Boylen considers Edmonton Oilers left wing Patrick Maroon as a physical net presence who could complement a skillful top-two center. Having seen some second-line duty this season, Maroon’s proven he can still be offensively effective away from Connor McDavid. He could prove a worthwhile option for teams that miss out on more notable scorers at the deadline. Seravalli proposes the Minnesota Wild, Nashville Predators and St. Louis Blues as potential matches.
The Wild could use some depth at left wing and Maroon played for Minnesota coach Bruce Boudreau during their years in Anaheim. Predators GM David Poile will stop at nothing to improve his club’s chances for another run at the Stanley Cup but the question is whether Preds coach Peter Laviolette would be interested. The Blues are shopping for a top-six winger and Maroon could be a fit along center Paul Stastny.

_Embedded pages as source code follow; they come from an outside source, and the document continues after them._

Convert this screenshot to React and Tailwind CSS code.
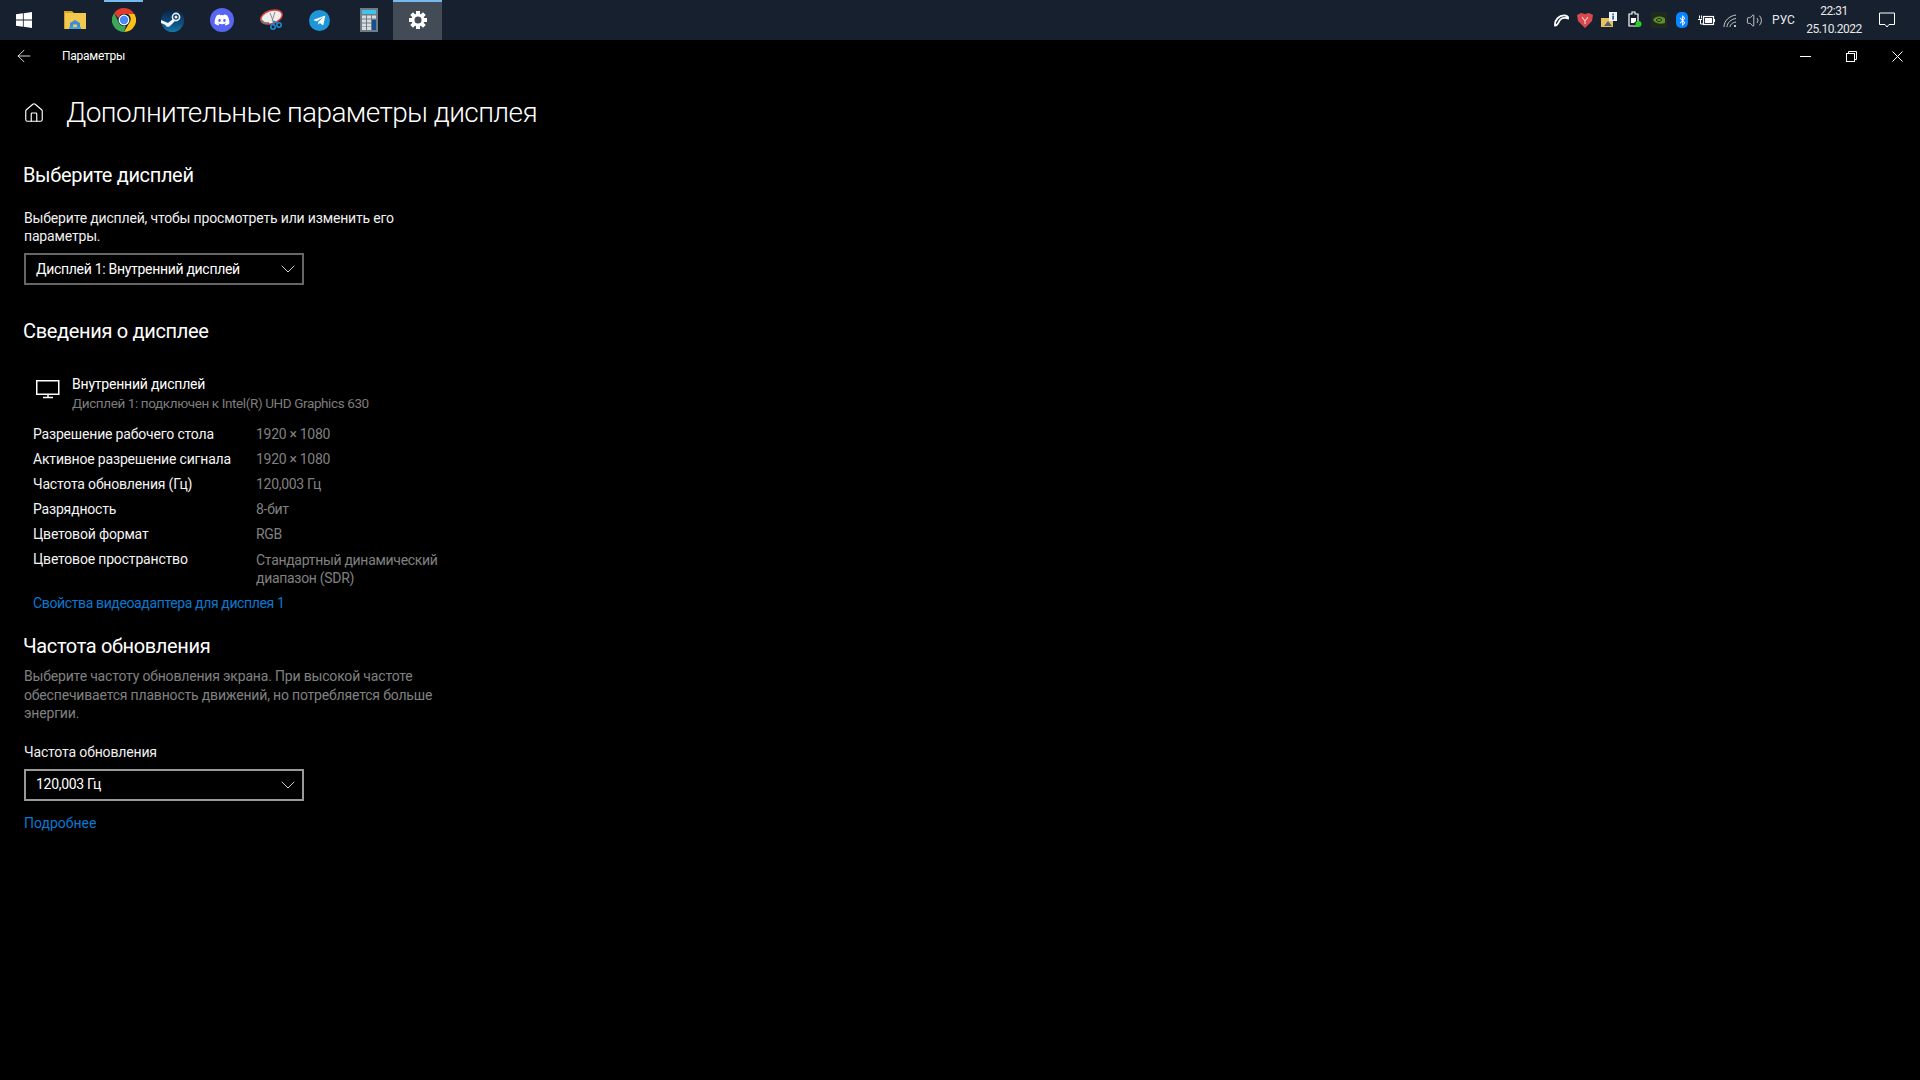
import { ArrowLeft, House, ChevronDown, Volume2 } from 'lucide-react'
import { FaDiscord, FaTelegramPlane, FaBluetoothB } from 'react-icons/fa'

const font = { fontFamily: '"Roboto", "Noto Sans", sans-serif' }

const rows = [
  ['Разрешение рабочего стола', '1920 × 1080'],
  ['Активное разрешение сигнала', '1920 × 1080'],
  ['Частота обновления (Гц)', '120,003 Гц'],
  ['Разрядность', '8-бит'],
  ['Цветовой формат', 'RGB'],
]

function WindowsLogo() {
  return (
    <svg width="16" height="16" viewBox="0 0 16 16" fill="#fff">
      <path d="M0 2.3 6.9 1.3V7.6H0ZM7.7 1.2 16 0V7.6H7.7ZM0 8.4H6.9V14.7L0 13.7ZM7.7 8.4H16V16L7.7 14.8Z" />
    </svg>
  )
}

function FolderIcon() {
  return (
    <svg width="22" height="20" viewBox="0 0 22 20">
      <path d="M0 1h8l2 2h-10z" fill="#d9a520" />
      <rect x="0" y="3" width="22" height="16" fill="#f2c94c" />
      <rect x="0" y="3" width="1" height="16" fill="#c99a2e" />
      <path d="M6 18V13L11 10 16 13V18H13V14.5H9V18Z" fill="#3a8fd9" />
      <rect x="5" y="17" width="12" height="2" fill="#4aa3e8" />
    </svg>
  )
}

function ChromeIcon() {
  return (
    <svg width="24" height="24" viewBox="0 0 24 24">
      <path d="M12 0A12 12 0 0 1 22.4 6H12A6 6 0 0 0 6.3 10.2L2.2 5A12 12 0 0 1 12 0Z" fill="#e33b2e" />
      <path d="M22.4 6A12 12 0 0 1 12 24L17.2 15A6 6 0 0 0 16 6Z" fill="#fbc116" />
      <path d="M12 24A12 12 0 0 1 2.2 5L7 14.9A6 6 0 0 0 14 17.7Z" fill="#3aa757" />
      <circle cx="12" cy="12" r="5.4" fill="#fff" />
      <circle cx="12" cy="12" r="4.2" fill="#4a8af4" />
    </svg>
  )
}

function SteamIcon() {
  return (
    <svg width="23" height="23" viewBox="0 0 23 23" fill="none">
      <defs>
        <linearGradient id="steamBg" x1="0" y1="0" x2="0" y2="1">
          <stop offset="0" stopColor="#0b1f3f" />
          <stop offset="0.6" stopColor="#0d4d80" />
          <stop offset="1" stopColor="#1477a8" />
        </linearGradient>
      </defs>
      <circle cx="11.500" cy="11.500" r="11.500" fill="url(#steamBg)" />
      <circle cx="15" cy="8" r="3.600" stroke="#e8eef3" strokeWidth="1.600" />
      <circle cx="15" cy="8" r="1.500" fill="#e8eef3" />
      <path d="M0 11 7 14 12 10 14 12 9 17C7.500 18.500 5 18 4.500 16L0 14Z" fill="#f4f7f9" />
    </svg>
  )
}

function SnipIcon() {
  return (
    <svg width="24" height="24" viewBox="0 0 24 24" fill="none">
      <ellipse cx="12.5" cy="9" rx="11" ry="6.5" transform="rotate(-18 12.5 9)" fill="#f1eeee" stroke="#d8403f" strokeWidth="1.5" />
      <path d="M2 12c2 3 5 3.5 8 3" stroke="#77767a" strokeWidth="2" />
      <path d="M11 5l4 10M16 4l-3 9" stroke="#8a8a8a" strokeWidth="1" />
      <circle cx="14" cy="19" r="2.2" stroke="#1f8ad2" strokeWidth="1.6" />
      <circle cx="20" cy="17" r="2.2" stroke="#1f8ad2" strokeWidth="1.6" />
      <path d="M14 13l1 4M15 13l4 3" stroke="#1f8ad2" strokeWidth="1.2" />
    </svg>
  )
}

function CalcIcon() {
  return (
    <svg width="18" height="24" viewBox="0 0 18 24">
      <rect width="18" height="24" fill="#6f7b85" />
      <rect x="2" y="2" width="14" height="4" fill="#3cc5ee" />
      {[7.5, 11.5, 15.5, 19].map(y =>
        [2, 7].map(x => <rect key={`${x}-${y}`} x={x} y={y} width="4" height="3" fill="#d8dde1" />)
      )}
      <rect x="12" y="7.5" width="4" height="3" fill="#d8dde1" />
      <rect x="12" y="12" width="4" height="10" fill="#14508f" />
    </svg>
  )
}

function GearIcon() {
  return (
    <svg width="18" height="18" viewBox="0 0 18 18" fill="none">
      <circle cx="9" cy="9" r="5" stroke="#fff" strokeWidth="3" />
      {[0, 45, 90, 135, 180, 225, 270, 315].map(a => (
        <rect key={a} x="7" y="0" width="4" height="3.5" fill="#fff" transform={`rotate(${a} 9 9)`} />
      ))}
    </svg>
  )
}

function Tile({ children, open, active }) {
  return (
    <div className={`relative w-[49px] h-10 flex items-center justify-center ${active ? 'bg-[#424b56]' : ''}`}>
      {open && <span className={`absolute top-0 h-0.5 bg-[#76b9ed] ${active ? 'inset-x-0' : 'inset-x-[5px]'}`} />}
      {children}
    </div>
  )
}

function Tray({ w, children }) {
  return <div className={`${w} h-10 flex items-center justify-center`}>{children}</div>
}

function Taskbar() {
  return (
    <div className="h-10 bg-[#16202e] flex items-center text-white">
      <div className="w-[50px] h-10 flex items-center pl-4"><WindowsLogo /></div>
      <Tile><FolderIcon /></Tile>
      <Tile open><ChromeIcon /></Tile>
      <Tile><SteamIcon /></Tile>
      <Tile>
        <div className="w-6 h-6 rounded-full bg-[#5865f2] flex items-center justify-center">
          <FaDiscord size={16} color="#fff" />
        </div>
      </Tile>
      <Tile><SnipIcon /></Tile>
      <Tile>
        <div className="w-[21px] h-[21px] rounded-full bg-[#1f96d8] flex items-center justify-center">
          <FaTelegramPlane size={13} color="#fff" />
        </div>
      </Tile>
      <Tile><CalcIcon /></Tile>
      <Tile open active><GearIcon /></Tile>

      <div className="ml-auto flex items-center">
        <Tray w="w-6">
          <svg width="15" height="13" viewBox="0 0 15 13" fill="none">
            <path d="M1 11.500C.5 6 5 1 11 1.500 13 1.700 14.500 3 14 4.500 12 3.500 8 3.500 6 6 4.500 8 3.500 12 1 11.500Z" fill="#16202e" stroke="#fff" strokeWidth="1.800" />
          </svg>
        </Tray>
        <Tray w="w-6">
          <svg width="16" height="16" viewBox="0 0 16 16">
            <path d="M0 3 4 1 8 2 12 1 16 3 15 9 8 16 1 9Z" fill="#d9484e" />
            <path d="M5 5 8 9 11 5M8 9V12" stroke="#f6c9c9" strokeWidth="1.2" fill="none" />
          </svg>
        </Tray>
        <Tray w="w-6">
          <svg width="16" height="16" viewBox="0 0 16 16">
            <rect x="0" y="6" width="12" height="9" fill="#e6c35c" />
            <path d="M3 14 7 9 11 14Z" fill="#55606a" />
            <rect x="8" y="0" width="8" height="9" fill="#f2f4f7" />
            <rect x="11.3" y="1.5" width="1.6" height="1.4" fill="#1b4fa0" />
            <rect x="11.3" y="3.6" width="1.6" height="4" fill="#1b4fa0" />
          </svg>
        </Tray>
        <Tray w="w-7">
          <svg width="16" height="18" viewBox="0 0 16 18" fill="none">
            <path d="M2 3H5V1H8V3H11V15H2Z" stroke="#fff" strokeWidth="1.2" />
            <path d="M4 7H9V10L7 12H4Z" fill="#fff" />
            <circle cx="11.5" cy="13" r="3" fill="#22d41f" />
          </svg>
        </Tray>
        <Tray w="w-[20px]">
          <div className="w-4 h-4 bg-[#1e2a1c] flex items-center justify-center">
            <svg width="14" height="10" viewBox="0 0 14 10" fill="none">
              <path d="M1 5C3 1 9 .5 13 3.500V8C9 9.500 4 9 1 5Z" fill="#5d8f2c" />
              <path d="M4 5C6 3 8.500 3 10 5 8 7 6 7 4 5Z" stroke="#1e2a1c" strokeWidth="1" />
            </svg>
          </div>
        </Tray>
        <Tray w="w-[26px]">
          <div className="w-[12px] h-4 rounded-[5px] bg-[#0a84ff] flex items-center justify-center">
            <FaBluetoothB size={11} color="#fff" />
          </div>
        </Tray>
        <Tray w="w-[22px]">
          <svg width="17" height="11" viewBox="0 0 17 11" fill="none">
            <path d="M0 4.500H4M1.500 .5V3.500M3.500 .5V3.500M2.500 5V9H5" stroke="#fff" strokeWidth="1" />
            <rect x="5.500" y="1.500" width="10" height="8" stroke="#fff" strokeWidth="1.200" />
            <rect x="7" y="3" width="7" height="5" fill="#fff" />
            <rect x="16" y="4" width="1" height="3" fill="#fff" />
          </svg>
        </Tray>
        <Tray w="w-[26px]">
          <svg width="14" height="13" viewBox="0 0 14 13" fill="none" stroke="#c9cdd2" strokeWidth="1">
            <path d="M1 13C1 7 6 2 13 1M4 13C4 9 8 5 13 4.500M7 13C7 11 9 8.500 13 8" />
            <circle cx="12" cy="12" r="1" fill="#fff" stroke="none" />
          </svg>
        </Tray>
        <Tray w="w-[22px]">
          <Volume2 size={17} strokeWidth={1.25} color="#d5d8dc" />
        </Tray>
        <Tray w="w-[37px]">
          <span className="text-[12px] text-[#e6e8ea]">РУС</span>
        </Tray>
        <div className="w-[64px] h-10 flex flex-col items-center justify-center text-[12px] leading-[18px] tracking-[-0.5px] text-[#e6e8ea]">
          <span>22:31</span>
          <span>25.10.2022</span>
        </div>
        <Tray w="w-[42px]">
          <svg width="16" height="16" viewBox="0 0 16 16" fill="none" stroke="#fff" strokeWidth="1">
            <path d="M.5 1H15.500V12.500H10L8 15 6 12.500H.5Z" />
          </svg>
        </Tray>
        <div className="w-[12px]" />
      </div>
    </div>
  )
}

function Dropdown({ label, borderClass }) {
  return (
    <div className={`w-[280px] h-8 border-2 ${borderClass} flex items-center justify-between pl-[10px] pr-[2px] text-[14px] tracking-[-0.3px] text-white`}>
      <span>{label}</span>
      <ChevronDown size={24} strokeWidth={1} color="#d0d0d0" />
    </div>
  )
}

export default function App() {
  return (
    <div style={font} className="w-[1920px] h-[1080px] bg-black text-white overflow-hidden">
      <Taskbar />

      {/* title bar */}
      <div className="h-8 flex items-center">
        <div className="w-[62px] pl-[14px]"><ArrowLeft size={20} strokeWidth={1} /></div>
        <span className="text-[12px] tracking-[-0.25px]">Параметры</span>
        <div className="ml-auto flex items-center text-white">
          <div className="w-[46px] flex justify-center">
            <svg width="11" height="11" viewBox="0 0 11 11" stroke="#fff" strokeWidth="1"><path d="M0 5.500H11" /></svg>
          </div>
          <div className="w-[46px] flex justify-center">
            <svg width="11" height="11" viewBox="0 0 11 11" fill="none" stroke="#fff" strokeWidth="1">
              <rect x=".5" y="2.500" width="8" height="8" />
              <path d="M2.500 2.500V.5H10.500V8.500H8.500" />
            </svg>
          </div>
          <div className="w-[46px] flex justify-center">
            <svg width="11" height="11" viewBox="0 0 11 11" stroke="#fff" strokeWidth="1"><path d="M.5.500 10.500 10.500M10.500.500 .5 10.500" /></svg>
          </div>
        </div>
      </div>

      <div className="pl-6">
        <div className="h-10 mt-[21px] flex items-center">
          <House size={22} strokeWidth={1.25} className="-ml-[1px]" />
          <h1 className="ml-[21px] text-[28px] font-light leading-10 tracking-[-0.6px]">Дополнительные параметры дисплея</h1>
        </div>

        <h2 className="mt-7 -ml-[1px] text-[20px] leading-7 tracking-[-0.35px]">Выберите дисплей</h2>
        <p className="mt-5 text-[14px] leading-[18px] tracking-[-0.17px] text-[#f0f0f0]">
          Выберите дисплей, чтобы просмотреть или изменить его<br />параметры.
        </p>
        <div className="mt-2"><Dropdown label="Дисплей 1: Внутренний дисплей" borderClass="border-[#666666]" /></div>

        <h2 className="mt-8 -ml-[1px] text-[20px] leading-7 tracking-[-0.33px]">Сведения о дисплее</h2>
        <div className="mt-[30px] flex">
          <div className="w-[48px] pl-3 pt-[5px]">
            <svg width="24" height="19" viewBox="0 0 24 19" fill="none" stroke="#fff" strokeWidth="1.5">
              <rect x=".75" y=".75" width="22" height="13.500" />
              <path d="M12 14v3.500M7 17.500h10" />
            </svg>
          </div>
          <div>
            <div className="text-[14px] leading-[19px] tracking-[-0.2px]">Внутренний дисплей</div>
            <div className="text-[13.5px] leading-[19px] tracking-[-0.39px] text-[#7c7c7c]">Дисплей 1: подключен к Intel(R) UHD Graphics 630</div>
          </div>
        </div>

        <div className="mt-[9px] ml-[9px] grid grid-cols-[223px_1fr] text-[14px]">
          {rows.map(([k, v]) => (
            <div key={k} className="contents">
              <div className="h-[25px] leading-[25px] tracking-[-0.18px] text-[#f4f4f4]">{k}</div>
              <div className="h-[25px] leading-[25px] tracking-[-0.3px] text-[#808080]">{v}</div>
            </div>
          ))}
          <div className="leading-[25px] tracking-[-0.18px] text-[#f4f4f4]">Цветовое пространство</div>
          <div className="pt-1 leading-[18px] tracking-[-0.3px] text-[#808080]">Стандартный динамический<br />диапазон (SDR)</div>
        </div>

        <a className="block mt-[7px] ml-[9px] text-[14px] leading-[18px] tracking-[-0.37px] text-[#0b78d0]">Свойства видеоадаптера для дисплея 1</a>

        <h2 className="mt-5 -ml-[1px] text-[20px] leading-7 tracking-[-0.35px]">Частота обновления</h2>
        <p className="mt-[7px] text-[14px] leading-[18.5px] tracking-[-0.18px] text-[#808080]">
          Выберите частоту обновления экрана. При высокой частоте<br />
          обеспечивается плавность движений, но потребляется больше<br />
          энергии.
        </p>
        <div className="mt-5 text-[14px] leading-[18px] tracking-[-0.15px] text-[#f0f0f0]">Частота обновления</div>
        <div className="mt-2"><Dropdown label="120,003 Гц" borderClass="border-[#999999]" /></div>
        <a className="block mt-[13px] text-[14px] leading-[18px] text-[#0b78d0]">Подробнее</a>
      </div>
    </div>
  )
}
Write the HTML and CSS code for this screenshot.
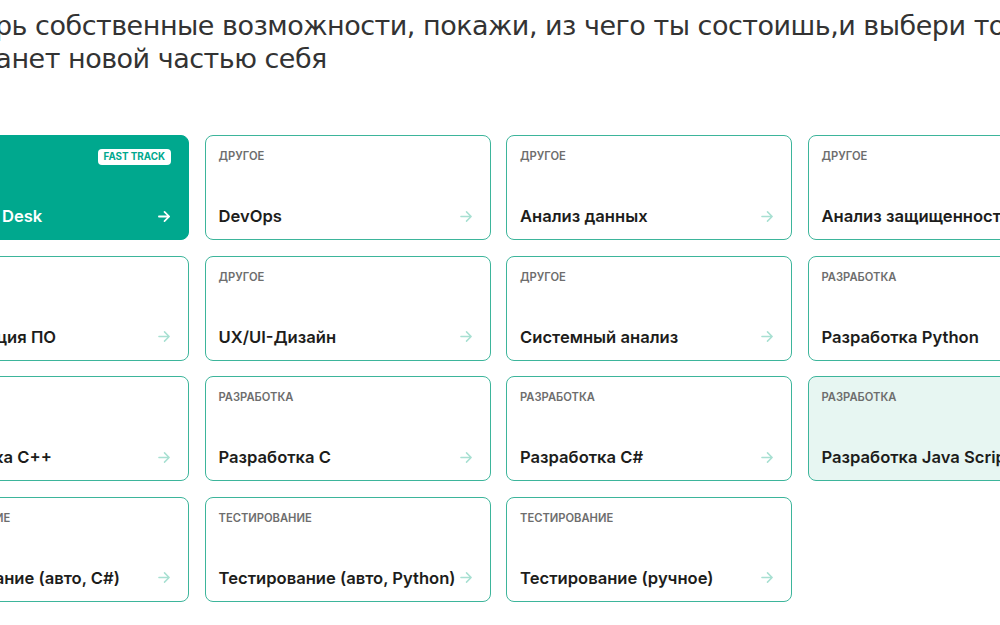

SPECTOR’S NOTE: After giving up a lot last season to Arizona for playoff bust Martin Hanzal, Wild GM Chuck Fletcher might be reluctant to swing a significant deadline deal this year. If the asking price isn’t steep, maybe he’ll kick the tires on Maroon. Poile could also pursue him but the Predators GM might be targeting bigger fish. The Blues need affordable scoring depth and Maroon could be a fit there.
Vancouver Canucks left wing Thomas Vanek could also be a target of contenders in need of offense, but Boylen notes he needs sheltered minutes and doesn’t contribute on defense. He also wonders if the Canucks might re-sign him because of his chemistry with rising young star Brock Boeser. Seravalli suggests the Sharks, Anaheim Ducks and Columbus Blue Jackets as possible destinations.
Ducks GM Bob Murray seeks a scoring winger for his second or third lines. Vanek could help a stalled Blue Jackets club whose offense sits 25th overall. Vanek might look good alongside Sharks captain Joe Pavelski.
SPECTOR’S NOTE: Vanek’s status remains uncertain. If the Canucks feel they can’t get him re-signed to a reasonable short-term deal, they’ll move him at the deadline. Despite Vanek’s offensive skills, he has a reputation as a soft player. Yes, he had decent playoff numbers, but there’s a perception he comes up small in big-game situations.